What to do: Repeat, exactly and in full, the lines of the listing below, but without any pictures.

***** Source records *****

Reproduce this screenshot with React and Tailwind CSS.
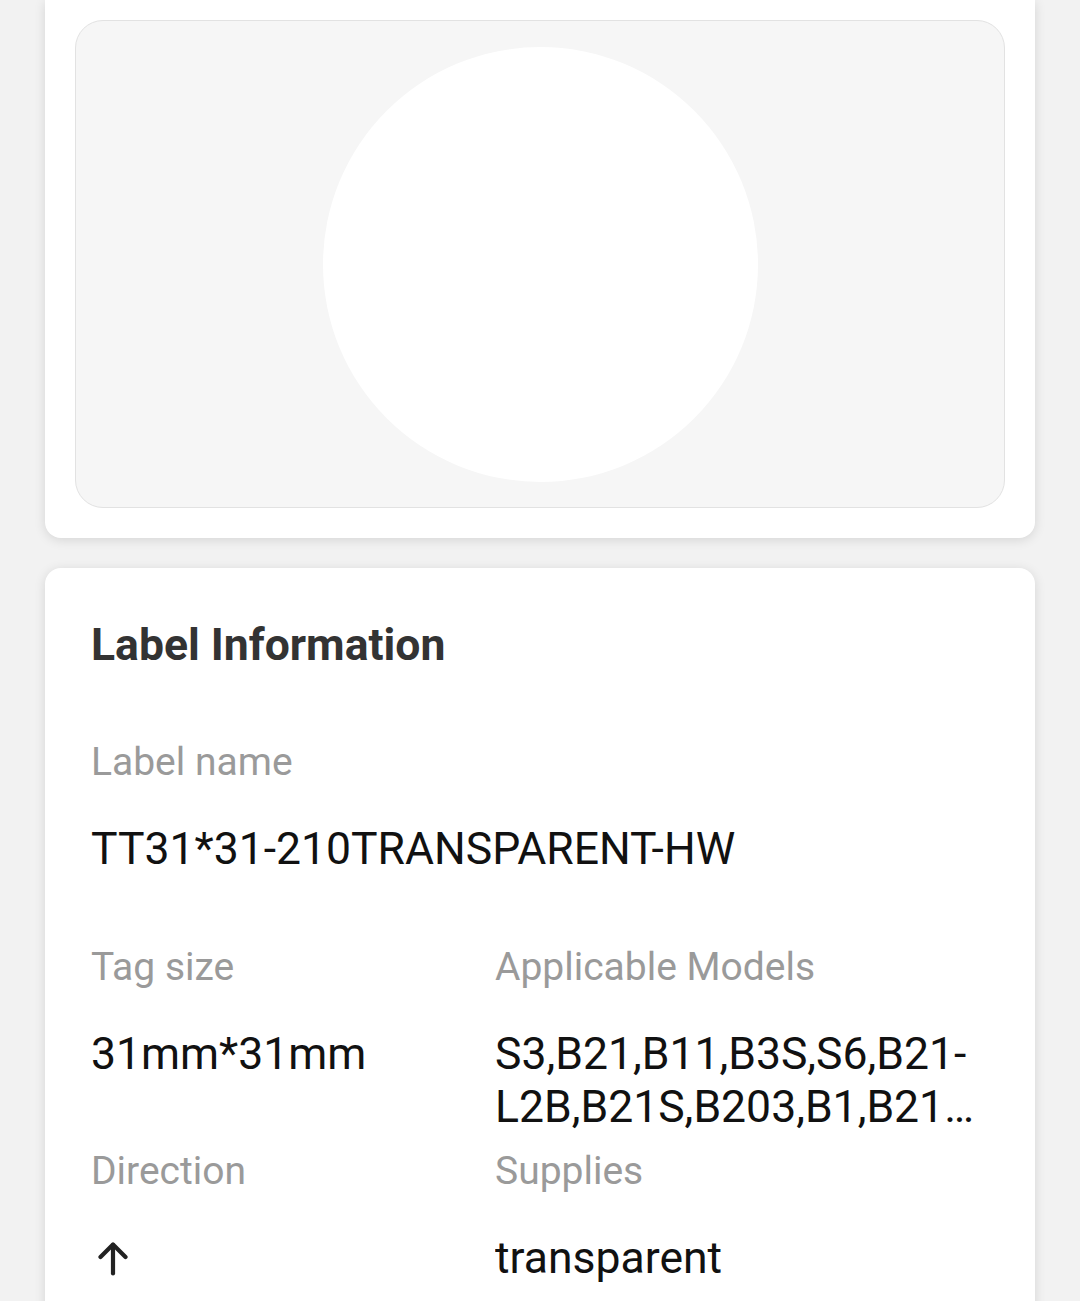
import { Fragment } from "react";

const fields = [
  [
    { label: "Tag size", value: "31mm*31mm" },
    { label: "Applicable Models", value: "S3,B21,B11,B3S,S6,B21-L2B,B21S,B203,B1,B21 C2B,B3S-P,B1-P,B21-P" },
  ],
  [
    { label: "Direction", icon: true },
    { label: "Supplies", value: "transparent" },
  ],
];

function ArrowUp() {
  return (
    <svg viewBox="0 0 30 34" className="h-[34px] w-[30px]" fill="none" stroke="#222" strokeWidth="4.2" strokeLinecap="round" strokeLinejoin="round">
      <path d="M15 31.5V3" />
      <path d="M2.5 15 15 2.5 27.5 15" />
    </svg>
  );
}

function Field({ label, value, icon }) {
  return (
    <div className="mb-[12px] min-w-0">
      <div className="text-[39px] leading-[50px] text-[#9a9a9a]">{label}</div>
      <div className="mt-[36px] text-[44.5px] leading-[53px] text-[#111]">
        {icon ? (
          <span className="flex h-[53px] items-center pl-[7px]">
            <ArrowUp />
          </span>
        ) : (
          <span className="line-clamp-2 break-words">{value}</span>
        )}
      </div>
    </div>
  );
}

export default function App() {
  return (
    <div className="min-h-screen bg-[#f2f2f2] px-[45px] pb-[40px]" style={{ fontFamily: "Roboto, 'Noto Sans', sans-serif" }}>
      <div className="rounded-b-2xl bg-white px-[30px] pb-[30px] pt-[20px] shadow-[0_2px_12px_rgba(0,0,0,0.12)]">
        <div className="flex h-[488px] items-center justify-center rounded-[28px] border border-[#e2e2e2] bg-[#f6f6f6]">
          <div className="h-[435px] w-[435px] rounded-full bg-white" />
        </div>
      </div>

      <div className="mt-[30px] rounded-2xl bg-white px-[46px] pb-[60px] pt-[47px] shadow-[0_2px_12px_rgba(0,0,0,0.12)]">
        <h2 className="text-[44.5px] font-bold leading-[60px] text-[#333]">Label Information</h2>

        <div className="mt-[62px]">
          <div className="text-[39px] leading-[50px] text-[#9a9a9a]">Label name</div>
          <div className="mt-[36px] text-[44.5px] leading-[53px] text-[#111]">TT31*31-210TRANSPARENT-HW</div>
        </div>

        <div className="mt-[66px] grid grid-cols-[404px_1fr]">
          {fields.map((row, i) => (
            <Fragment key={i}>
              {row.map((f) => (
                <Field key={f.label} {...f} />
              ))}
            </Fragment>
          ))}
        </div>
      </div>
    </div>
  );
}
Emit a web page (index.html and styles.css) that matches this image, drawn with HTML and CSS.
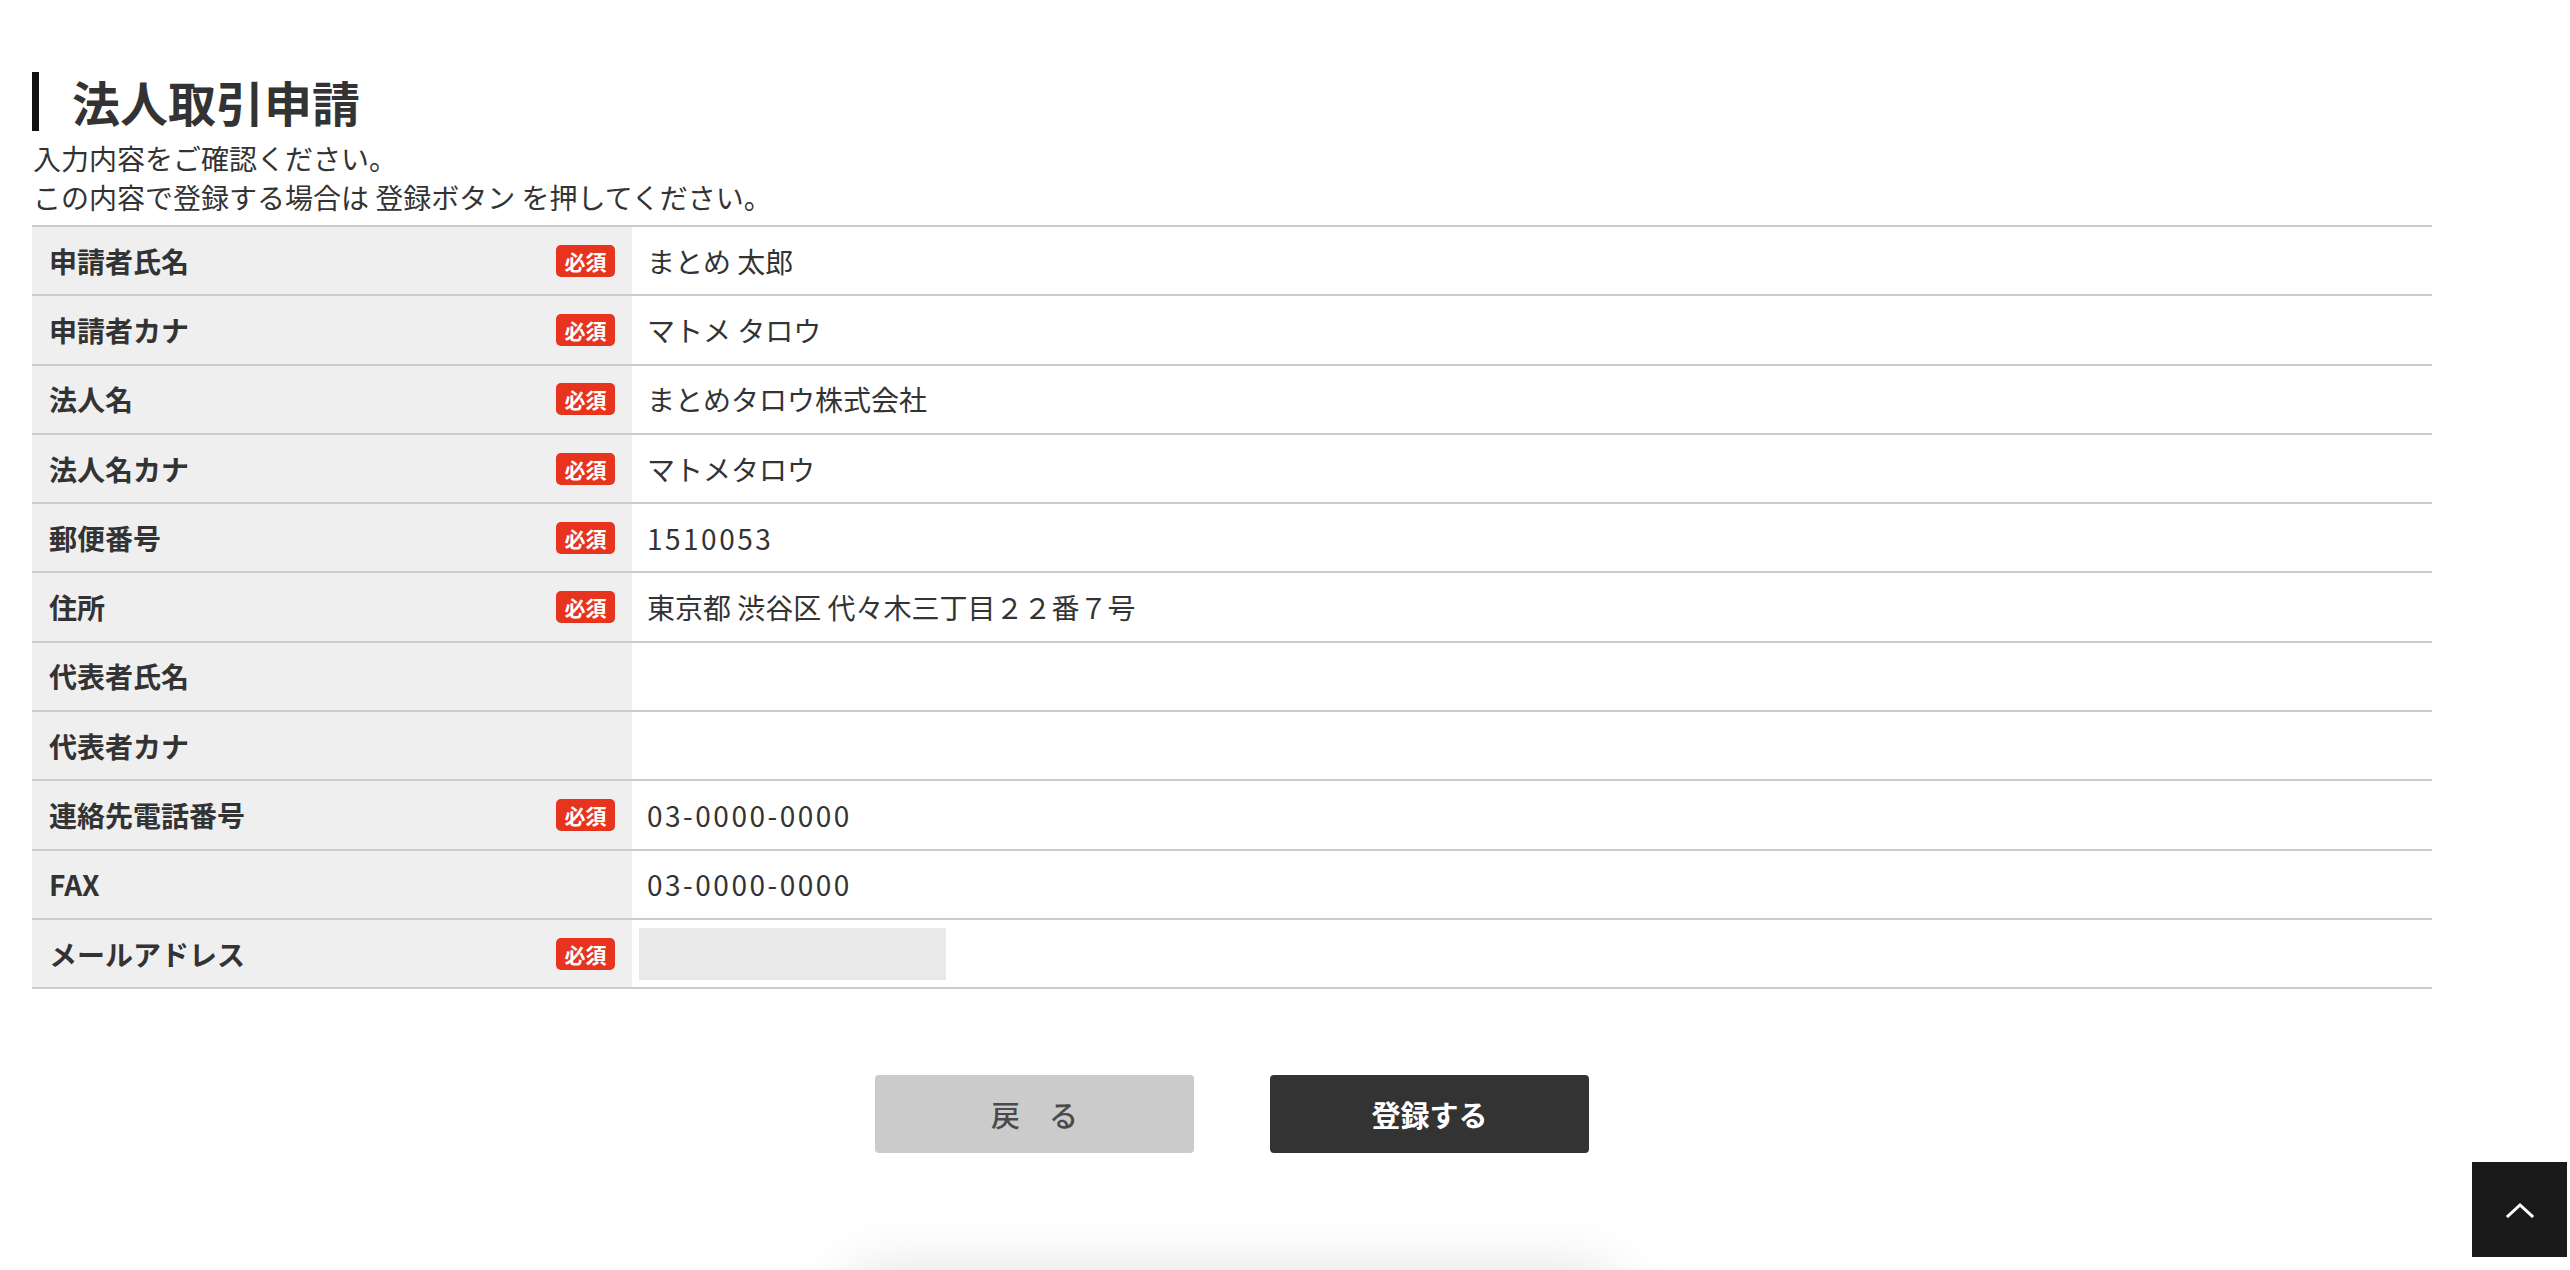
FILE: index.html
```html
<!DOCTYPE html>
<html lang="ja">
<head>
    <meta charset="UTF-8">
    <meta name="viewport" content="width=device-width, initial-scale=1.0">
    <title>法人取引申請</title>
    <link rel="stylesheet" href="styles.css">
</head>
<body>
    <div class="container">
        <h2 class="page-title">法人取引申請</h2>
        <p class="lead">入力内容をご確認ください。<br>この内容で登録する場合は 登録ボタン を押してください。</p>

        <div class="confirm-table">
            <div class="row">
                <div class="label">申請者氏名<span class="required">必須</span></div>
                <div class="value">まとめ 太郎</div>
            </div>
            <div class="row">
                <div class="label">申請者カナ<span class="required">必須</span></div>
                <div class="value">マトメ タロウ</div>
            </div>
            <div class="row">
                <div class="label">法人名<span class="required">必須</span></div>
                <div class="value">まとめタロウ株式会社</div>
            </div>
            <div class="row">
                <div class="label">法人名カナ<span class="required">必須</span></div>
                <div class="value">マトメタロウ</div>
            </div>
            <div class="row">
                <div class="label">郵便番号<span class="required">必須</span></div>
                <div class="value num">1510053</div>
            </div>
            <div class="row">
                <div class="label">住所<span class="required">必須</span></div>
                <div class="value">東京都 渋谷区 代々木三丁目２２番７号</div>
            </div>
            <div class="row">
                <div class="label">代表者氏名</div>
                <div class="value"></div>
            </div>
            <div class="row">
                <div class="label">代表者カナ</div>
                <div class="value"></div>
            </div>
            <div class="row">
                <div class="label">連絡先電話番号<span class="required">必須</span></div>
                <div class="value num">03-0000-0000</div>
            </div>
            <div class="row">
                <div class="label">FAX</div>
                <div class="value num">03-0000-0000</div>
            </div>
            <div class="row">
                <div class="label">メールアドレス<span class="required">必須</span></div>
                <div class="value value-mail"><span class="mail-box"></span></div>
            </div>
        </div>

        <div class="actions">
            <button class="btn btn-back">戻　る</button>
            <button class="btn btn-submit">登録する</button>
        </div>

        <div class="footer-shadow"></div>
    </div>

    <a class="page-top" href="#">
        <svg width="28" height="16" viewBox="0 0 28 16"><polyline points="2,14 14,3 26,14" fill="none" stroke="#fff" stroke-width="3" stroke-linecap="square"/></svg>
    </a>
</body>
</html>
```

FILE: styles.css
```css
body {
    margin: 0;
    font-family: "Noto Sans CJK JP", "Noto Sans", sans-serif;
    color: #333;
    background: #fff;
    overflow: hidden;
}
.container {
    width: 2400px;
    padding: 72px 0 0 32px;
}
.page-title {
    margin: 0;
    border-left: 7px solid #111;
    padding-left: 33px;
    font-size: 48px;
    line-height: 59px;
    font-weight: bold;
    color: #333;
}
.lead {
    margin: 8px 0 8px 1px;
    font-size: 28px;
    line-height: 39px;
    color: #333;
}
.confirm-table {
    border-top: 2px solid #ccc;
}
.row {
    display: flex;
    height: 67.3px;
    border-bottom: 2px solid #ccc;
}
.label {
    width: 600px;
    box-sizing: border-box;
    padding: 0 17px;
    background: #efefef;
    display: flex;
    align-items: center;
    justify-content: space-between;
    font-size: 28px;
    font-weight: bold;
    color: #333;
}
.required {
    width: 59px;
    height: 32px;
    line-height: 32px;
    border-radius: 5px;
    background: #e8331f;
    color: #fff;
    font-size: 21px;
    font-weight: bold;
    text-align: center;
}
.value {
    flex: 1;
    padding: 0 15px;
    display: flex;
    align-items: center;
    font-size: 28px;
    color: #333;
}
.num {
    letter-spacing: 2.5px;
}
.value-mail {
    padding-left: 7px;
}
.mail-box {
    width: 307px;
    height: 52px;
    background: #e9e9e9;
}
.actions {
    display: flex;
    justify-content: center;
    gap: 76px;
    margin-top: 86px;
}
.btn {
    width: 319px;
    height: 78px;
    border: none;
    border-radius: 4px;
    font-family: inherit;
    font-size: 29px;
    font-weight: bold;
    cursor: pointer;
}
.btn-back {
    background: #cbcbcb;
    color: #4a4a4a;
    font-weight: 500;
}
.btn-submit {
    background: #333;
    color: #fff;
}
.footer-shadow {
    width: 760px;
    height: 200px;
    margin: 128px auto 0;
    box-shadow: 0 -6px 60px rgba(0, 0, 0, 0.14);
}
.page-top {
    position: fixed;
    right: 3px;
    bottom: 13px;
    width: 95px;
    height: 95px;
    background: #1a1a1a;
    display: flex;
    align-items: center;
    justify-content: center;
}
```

*****

Final answer:
Reproduce this screenshot with React and Tailwind CSS.
import { Fragment } from "react";

const fields = [
  [
    { label: "Tag size", value: "31mm*31mm" },
    { label: "Applicable Models", value: "S3,B21,B11,B3S,S6,B21-L2B,B21S,B203,B1,B21 C2B,B3S-P,B1-P,B21-P" },
  ],
  [
    { label: "Direction", icon: true },
    { label: "Supplies", value: "transparent" },
  ],
];

function ArrowUp() {
  return (
    <svg viewBox="0 0 30 34" className="h-[34px] w-[30px]" fill="none" stroke="#222" strokeWidth="4.2" strokeLinecap="round" strokeLinejoin="round">
      <path d="M15 31.5V3" />
      <path d="M2.5 15 15 2.5 27.5 15" />
    </svg>
  );
}

function Field({ label, value, icon }) {
  return (
    <div className="mb-[12px] min-w-0">
      <div className="text-[39px] leading-[50px] text-[#9a9a9a]">{label}</div>
      <div className="mt-[36px] text-[44.5px] leading-[53px] text-[#111]">
        {icon ? (
          <span className="flex h-[53px] items-center pl-[7px]">
            <ArrowUp />
          </span>
        ) : (
          <span className="line-clamp-2 break-words">{value}</span>
        )}
      </div>
    </div>
  );
}

export default function App() {
  return (
    <div className="min-h-screen bg-[#f2f2f2] px-[45px] pb-[40px]" style={{ fontFamily: "Roboto, 'Noto Sans', sans-serif" }}>
      <div className="rounded-b-2xl bg-white px-[30px] pb-[30px] pt-[20px] shadow-[0_2px_12px_rgba(0,0,0,0.12)]">
        <div className="flex h-[488px] items-center justify-center rounded-[28px] border border-[#e2e2e2] bg-[#f6f6f6]">
          <div className="h-[435px] w-[435px] rounded-full bg-white" />
        </div>
      </div>

      <div className="mt-[30px] rounded-2xl bg-white px-[46px] pb-[60px] pt-[47px] shadow-[0_2px_12px_rgba(0,0,0,0.12)]">
        <h2 className="text-[44.5px] font-bold leading-[60px] text-[#333]">Label Information</h2>

        <div className="mt-[62px]">
          <div className="text-[39px] leading-[50px] text-[#9a9a9a]">Label name</div>
          <div className="mt-[36px] text-[44.5px] leading-[53px] text-[#111]">TT31*31-210TRANSPARENT-HW</div>
        </div>

        <div className="mt-[66px] grid grid-cols-[404px_1fr]">
          {fields.map((row, i) => (
            <Fragment key={i}>
              {row.map((f) => (
                <Field key={f.label} {...f} />
              ))}
            </Fragment>
          ))}
        </div>
      </div>
    </div>
  );
}
Emit a web page (index.html and styles.css) that matches this image, drawn with HTML and CSS.
FILE: index.html
```html
<!DOCTYPE html>
<html lang="ja">
<head>
    <meta charset="UTF-8">
    <meta name="viewport" content="width=device-width, initial-scale=1.0">
    <title>法人取引申請</title>
    <link rel="stylesheet" href="styles.css">
</head>
<body>
    <div class="container">
        <h2 class="page-title">法人取引申請</h2>
        <p class="lead">入力内容をご確認ください。<br>この内容で登録する場合は 登録ボタン を押してください。</p>

        <div class="confirm-table">
            <div class="row">
                <div class="label">申請者氏名<span class="required">必須</span></div>
                <div class="value">まとめ 太郎</div>
            </div>
            <div class="row">
                <div class="label">申請者カナ<span class="required">必須</span></div>
                <div class="value">マトメ タロウ</div>
            </div>
            <div class="row">
                <div class="label">法人名<span class="required">必須</span></div>
                <div class="value">まとめタロウ株式会社</div>
            </div>
            <div class="row">
                <div class="label">法人名カナ<span class="required">必須</span></div>
                <div class="value">マトメタロウ</div>
            </div>
            <div class="row">
                <div class="label">郵便番号<span class="required">必須</span></div>
                <div class="value num">1510053</div>
            </div>
            <div class="row">
                <div class="label">住所<span class="required">必須</span></div>
                <div class="value">東京都 渋谷区 代々木三丁目２２番７号</div>
            </div>
            <div class="row">
                <div class="label">代表者氏名</div>
                <div class="value"></div>
            </div>
            <div class="row">
                <div class="label">代表者カナ</div>
                <div class="value"></div>
            </div>
            <div class="row">
                <div class="label">連絡先電話番号<span class="required">必須</span></div>
                <div class="value num">03-0000-0000</div>
            </div>
            <div class="row">
                <div class="label">FAX</div>
                <div class="value num">03-0000-0000</div>
            </div>
            <div class="row">
                <div class="label">メールアドレス<span class="required">必須</span></div>
                <div class="value value-mail"><span class="mail-box"></span></div>
            </div>
        </div>

        <div class="actions">
            <button class="btn btn-back">戻　る</button>
            <button class="btn btn-submit">登録する</button>
        </div>

        <div class="footer-shadow"></div>
    </div>

    <a class="page-top" href="#">
        <svg width="28" height="16" viewBox="0 0 28 16"><polyline points="2,14 14,3 26,14" fill="none" stroke="#fff" stroke-width="3" stroke-linecap="square"/></svg>
    </a>
</body>
</html>
```

FILE: styles.css
```css
body {
    margin: 0;
    font-family: "Noto Sans CJK JP", "Noto Sans", sans-serif;
    color: #333;
    background: #fff;
    overflow: hidden;
}
.container {
    width: 2400px;
    padding: 72px 0 0 32px;
}
.page-title {
    margin: 0;
    border-left: 7px solid #111;
    padding-left: 33px;
    font-size: 48px;
    line-height: 59px;
    font-weight: bold;
    color: #333;
}
.lead {
    margin: 8px 0 8px 1px;
    font-size: 28px;
    line-height: 39px;
    color: #333;
}
.confirm-table {
    border-top: 2px solid #ccc;
}
.row {
    display: flex;
    height: 67.3px;
    border-bottom: 2px solid #ccc;
}
.label {
    width: 600px;
    box-sizing: border-box;
    padding: 0 17px;
    background: #efefef;
    display: flex;
    align-items: center;
    justify-content: space-between;
    font-size: 28px;
    font-weight: bold;
    color: #333;
}
.required {
    width: 59px;
    height: 32px;
    line-height: 32px;
    border-radius: 5px;
    background: #e8331f;
    color: #fff;
    font-size: 21px;
    font-weight: bold;
    text-align: center;
}
.value {
    flex: 1;
    padding: 0 15px;
    display: flex;
    align-items: center;
    font-size: 28px;
    color: #333;
}
.num {
    letter-spacing: 2.5px;
}
.value-mail {
    padding-left: 7px;
}
.mail-box {
    width: 307px;
    height: 52px;
    background: #e9e9e9;
}
.actions {
    display: flex;
    justify-content: center;
    gap: 76px;
    margin-top: 86px;
}
.btn {
    width: 319px;
    height: 78px;
    border: none;
    border-radius: 4px;
    font-family: inherit;
    font-size: 29px;
    font-weight: bold;
    cursor: pointer;
}
.btn-back {
    background: #cbcbcb;
    color: #4a4a4a;
    font-weight: 500;
}
.btn-submit {
    background: #333;
    color: #fff;
}
.footer-shadow {
    width: 760px;
    height: 200px;
    margin: 128px auto 0;
    box-shadow: 0 -6px 60px rgba(0, 0, 0, 0.14);
}
.page-top {
    position: fixed;
    right: 3px;
    bottom: 13px;
    width: 95px;
    height: 95px;
    background: #1a1a1a;
    display: flex;
    align-items: center;
    justify-content: center;
}
```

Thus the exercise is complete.